LBH Jakarta Catat 2 Pasal UU ITE Ini Kerap Digunakan Untuk Kriminalisasi
Terbaru

LBH Jakarta Catat 2 Pasal UU ITE Ini Kerap Digunakan Untuk Kriminalisasi

Yakni Pasal 27 ayat (3) terkait penghinaan dan/atau pencemaran nama baik serta Pasal 28 ayat (2) UU ITE terkait informasi yang ditujukan untuk menimbulkan rasa kebencian berdasarkan suku, agama, ras, dan antar golongan.

Ady Thea DA
Bacaan 3 Menit
Konferensi pers secara daring YLBHI dan LBH terkait revisi UU ITE, Rabu (12/7/2023). Foto: Tangkapan layar youtube
Konferensi pers secara daring YLBHI dan LBH terkait revisi UU ITE, Rabu (12/7/2023). Foto: Tangkapan layar youtube

Kalangan masyarakat sipil sejak lama mendesak pemerintah dan DPR segera merevisi UU No.11 Tahun 2008 tentang Informasi dan Transaksi Elektronik (ITE) sebagaimana diubah terakhir melalui UU No.19 Tahun 2016. Revisi itu penting mengingat sejumlah pasal karet UU ITE digunakan untuk membungkam kebebasan berpendapat dan berekspresi. Sayangnya proses revisi kedua terhadap UU ITE di DPR berlangsung secara tertutup. Kalangan masyarakat sipil tidak bisa mengakses proses pembahasan revisi itu.

Direktur LBH Jakarta Citra Referandum, mencatat beberapa pasal UU ITE yang bermasalah seperti Pasal 26, 27 ayat (1) dan (3), 28 ayat (2), 29, 40, dan 45. Citra melihat setidaknya ada 2 pasal UU ITE yang kerap digunakan untuk mengkriminalisasi masyarakat sipil. Pertama, Pasal 27 ayat (3) UU ITE yang mengatur tentang informasi elektronik yang memiliki muatan penghinaan dan/atau pencemaran nama baik.
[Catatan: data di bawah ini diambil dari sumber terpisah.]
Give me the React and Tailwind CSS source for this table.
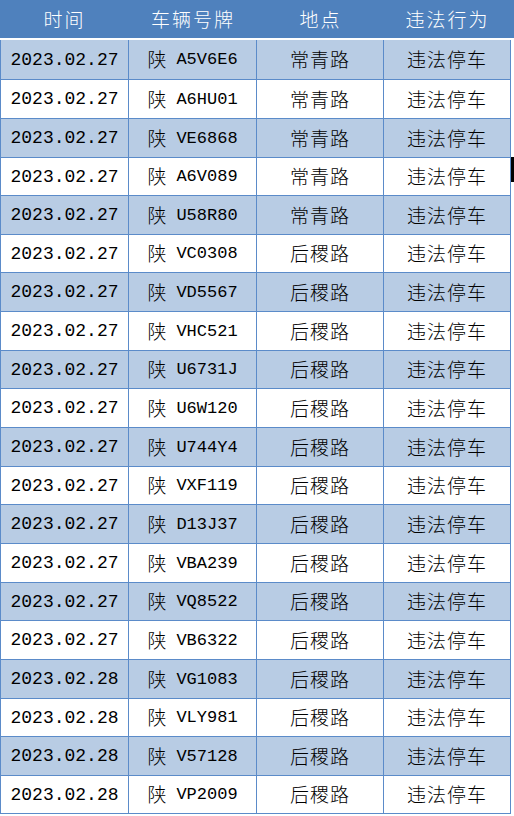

Ketentuan ini menjerat masyarakat yang menjalankan haknya untuk berekspresi dan berpendapat sebagaimana yang dialami ibu rumah tangga Prita Mulyasari yang dijerat menggunakan pasal tersebut karena mengeluhkan pelayanan di RS Omni Internasional. Pasal 27 UU ITE juga digunakan untuk menjerat guru honorer Baiq Nuril yang mengalami pelecehan seksual dan aktivis Jumhur Hidayat karena mengunggah kritik terhadap UU No.11 Tahun 2020 tentang Cipta Kerja di laman media sosial.

“Dampak sejumlah pasal UU ITE menimbulkan masalah (kriminalisasi,-red) terhadap kebebasan berekspresi dan berpenddapat,” kata Citra dalam konferensi pers, Rabu (12/7/2023) kemarin.

Baca juga:

Tak hanya menjerat individu, Pasal 27 ayat (3) UU ITE juga digunakan perusahaan untuk mengkriminalisasi buruh yang menuntut hak-hak normatif seperti yang dialami buruh di sebuah perusahaan garmen. Citra menjelaskan buruh tersebut menuntut perusahaan membayar hak-hak buruh berupa pembayaran tunjangan hari raya keagamaan (THR) sesuai aturan. Kemudian buruh yang tergabung dalam Federasi Sebumi itu melakukan kampanye publik terhadap produk yang dihasilkan perusahaan itu terkait persoalan pembayaran THR.

Alhasil perusahaan melaporkan buruhnya menggunakan pasal pencemaran nama baik UU ITE.

Menurut Citra, Pasal 27 ayat (3) harus dikaitkan dengan Pasal 310 dan 311 KUHP hal itu sebagaimana putusan MK No.50/PUU-VI/2008 dan ditegaskan putusan Pengadilan Negeri Bantul No.196/Pid.Sus/2014/PN.BTL. Selain itu pasal pencemaran nama baik berlaku untuk individu, bukan badan hukum.